Ceux-ci se plaignant sans cesse du manque d'efficacité des travailleurs locaux et se gaussant le soir, entre eux, des incidents les plus cocasses de la journée. De même qu'en Afrique, les Noirs américains, ici les Chinois américains veulent d'abord être américains.
Le dialogue de Pei avec les autorités chinoises fut difficile. L’affrontement principal se joua dans le lobby de l’hôtel où Pei voulut placer deux grandes épreuves commandées à Zao Wou-Ki. Zao Wou-Ki, né à Shanghai, travaille à Paris depuis longtemps. C’est un grand peintre, un peintre abstrait. Quel dilemme pour les autorités chinoises, pour qui l’art abstrait symbolise la décadence de l’art bourgeois. Mais comment décrocher les toiles sans perdre la face? Les artistes de Pékin, étouffant dans le carcan académique et officiel, soutiennent Zao Wou-Ki.

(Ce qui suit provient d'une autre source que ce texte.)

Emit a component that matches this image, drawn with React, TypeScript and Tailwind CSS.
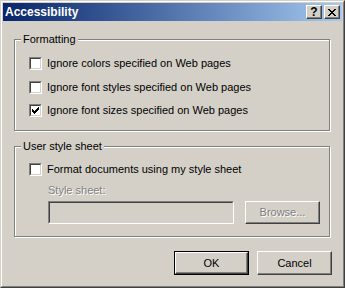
import React from 'react';

const face = 'bg-[#d4d0c8]';

const CheckMark: React.FC = () => (
  <svg width="7" height="7" viewBox="0 0 7 7" shapeRendering="crispEdges">
    {[[0, 2], [1, 3], [2, 4], [3, 3], [4, 2], [5, 1], [6, 0]].map(([x, y]) => (
      <rect key={x} x={x} y={y} width="1" height="3" fill="#000" />
    ))}
  </svg>
);

const CloseGlyph: React.FC = () => (
  <svg width="8" height="7" viewBox="0 0 8 7" shapeRendering="crispEdges">
    {[[0, 0], [6, 0], [1, 1], [5, 1], [2, 2], [4, 2], [3, 3], [2, 4], [4, 4], [1, 5], [5, 5], [0, 6], [6, 6]].map(([x, y], i) => (
      <rect key={i} x={x} y={y} width="2" height="1" fill="#000" />
    ))}
  </svg>
);

const Checkbox: React.FC<{ checked?: boolean }> = ({ checked }) => (
  <div className="w-[13px] h-[13px] shrink-0 border border-t-[#808080] border-l-[#808080] border-b-white border-r-white">
    <div className="w-full h-full border border-t-[#404040] border-l-[#404040] border-b-[#d4d0c8] border-r-[#d4d0c8] bg-white flex items-center justify-center">
      {checked && <CheckMark />}
    </div>
  </div>
);

const CheckRow: React.FC<{ label: string; checked?: boolean; className?: string }> = ({ label, checked, className }) => (
  <div className={`flex items-center h-[13px] ${className ?? ''}`}>
    <Checkbox checked={checked} />
    <span className="ml-[5px] leading-[13px] whitespace-nowrap">{label}</span>
  </div>
);

const GroupBox: React.FC<{ title: string; className?: string; children: React.ReactNode }> = ({ title, className, children }) => (
  <div className={`relative ml-[11px] w-[316px] border border-[#808080] shadow-[inset_1px_1px_0_#fff,1px_1px_0_#fff] ${className ?? ''}`}>
    <span className={`absolute left-[6px] top-[-7px] px-[2px] leading-[13px] ${face}`}>{title}</span>
    <div className="pl-[14px]">{children}</div>
  </div>
);

const PushButton: React.FC<{ label: string; disabled?: boolean; isDefault?: boolean; className?: string }> = ({ label, disabled, isDefault, className }) => (
  <div className={`w-[75px] h-[23px] ${isDefault ? 'border border-black' : ''} ${className ?? ''}`}>
    <div className="w-full h-full border border-t-white border-l-white border-r-[#404040] border-b-[#404040] shadow-[inset_-1px_-1px_0_#808080] flex items-center justify-center">
      <span className={disabled ? 'text-[#808080] [text-shadow:1px_1px_0_#fff]' : ''}>{label}</span>
    </div>
  </div>
);

const CaptionButton: React.FC<{ children: React.ReactNode }> = ({ children }) => (
  <div className="w-[16px] h-[14px] bg-[#d4d0c8] border border-t-white border-l-white border-r-[#404040] border-b-[#404040] shadow-[inset_-1px_-1px_0_#808080] flex items-center justify-center">
    {children}
  </div>
);

export default function App() {
  return (
    <div className={`w-[345px] h-[288px] ${face} border border-t-[#d4d0c8] border-l-[#d4d0c8] border-r-[#404040] border-b-[#404040] text-[11px] text-black font-['Liberation_Sans',Arial,sans-serif]`}>
      <div className="h-full border border-t-white border-l-white border-r-[#808080] border-b-[#808080] p-px flex flex-col">
        {/* Title bar */}
        <div className="h-[18px] flex items-center justify-between pl-[2px] pr-[2px] bg-gradient-to-r from-[#0a246a] to-[#a6caf0]">
          <span className="text-white font-bold text-[12px] leading-[18px]">Accessibility</span>
          <div className="flex gap-[2px]">
            <CaptionButton>
              <span className="font-bold text-[12px] leading-[12px] text-black">?</span>
            </CaptionButton>
            <CaptionButton>
              <CloseGlyph />
            </CaptionButton>
          </div>
        </div>

        {/* Formatting */}
        <GroupBox title="Formatting" className="mt-[18px] h-[92px]">
          <CheckRow className="mt-[17px]" label="Ignore colors specified on Web pages" />
          <CheckRow className="mt-[11px]" label="Ignore font styles specified on Web pages" />
          <CheckRow className="mt-[10px]" label="Ignore font sizes specified on Web pages" checked />
        </GroupBox>

        {/* User style sheet */}
        <GroupBox title="User style sheet" className="mt-[15px] h-[91px]">
          <CheckRow className="mt-[16px]" label="Format documents using my style sheet" />
          <div className="ml-[19px] mt-[8px] leading-[13px] text-[#808080] [text-shadow:1px_1px_0_#fff]">Style sheet:</div>
          <div className="ml-[19px] mt-[4px] flex items-center">
            <div className="w-[186px] h-[23px] border border-t-[#808080] border-l-[#808080] border-b-white border-r-white">
              <div className={`w-full h-full border border-t-[#404040] border-l-[#404040] border-b-[#d4d0c8] border-r-[#d4d0c8] ${face}`} />
            </div>
            <PushButton label="Browse..." disabled className="ml-[11px]" />
          </div>
        </GroupBox>

        {/* Buttons */}
        <div className="flex justify-end gap-[8px] mt-[14px] pr-[10px]">
          <PushButton label="OK" isDefault className="h-[24px]" />
          <PushButton label="Cancel" className="h-[24px]" />
        </div>
      </div>
    </div>
  );
}
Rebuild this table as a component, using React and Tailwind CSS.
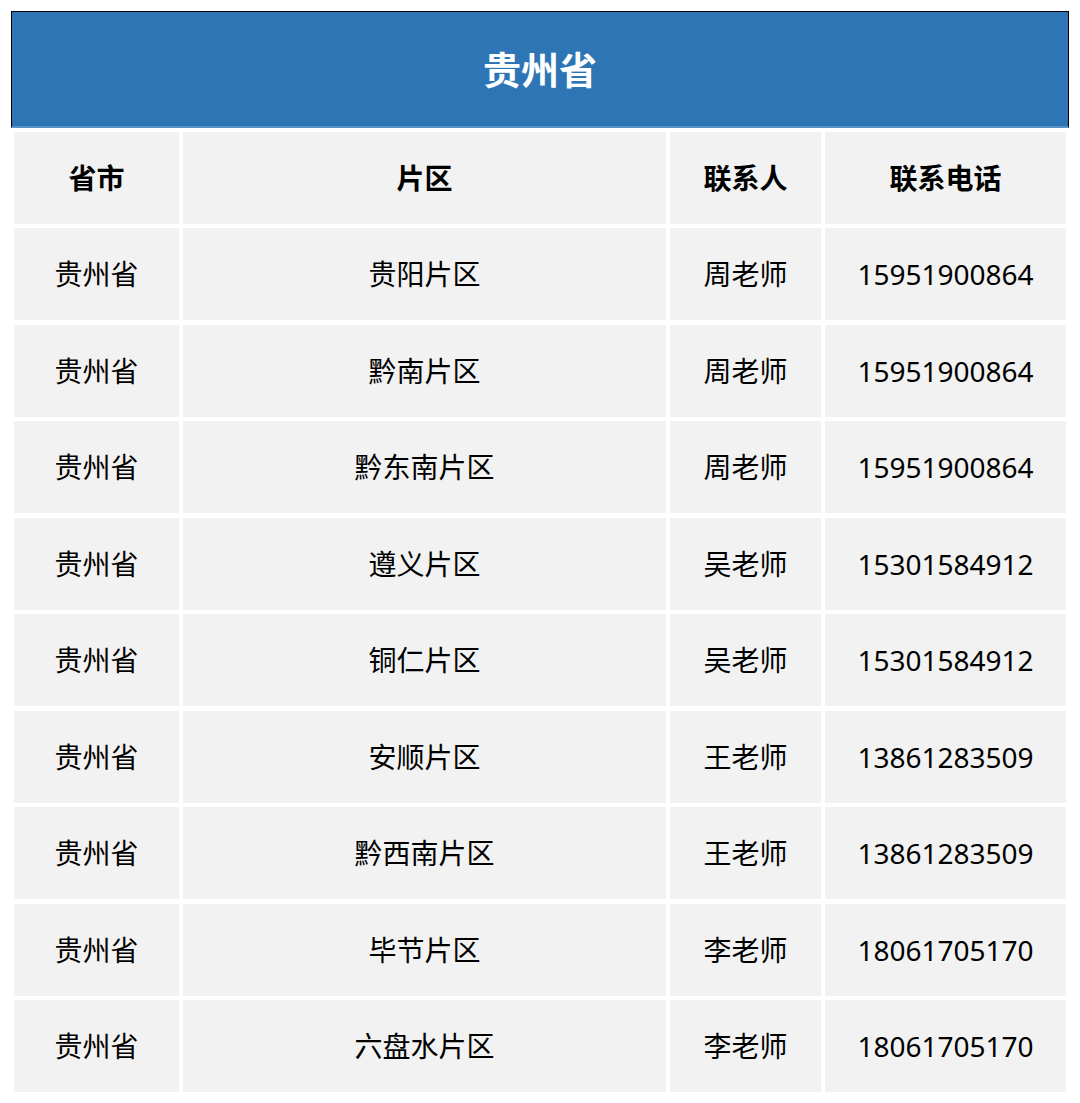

Ils signent massivement une pétition en sa faveur.
Pendant ce temps, les partisans invétérés des gratte-ciel pour Pékin, battaient en retraite. Un décret était pris, limitant de façon draconienne la hauteur de toute nouvelle construction dans un certain périmètre autour de la Cité interdite. Un chantier japonais pour un immeuble de soixante étages était arrêté. D'autres projets de gratte-ciel, présentés par des étrangers, étaient décommandés. «Si mon refus des tours a déclenché un réflexe de rejet, dit Pei, je considère que ce sera ma contribution la plus importante à la Chine ». C'est qu'il a voulu aussi, c'est un trouver pour la Chine moderne un langage architectural vernaculaire.
Ce chantier a tenu une place très particulière dans l'œuvre de Pei, une place affective. Il y a mis beaucoup d'énergie, beaucoup d'émotion aussi. Il aime répéter : « Je n'ai jamais rien fait de semblable. Tout ici a été nouveau pour moi et je ne sais pas si je recommencerai une telle aventure ». Il est pourtant un grand aventurier de l'architecture.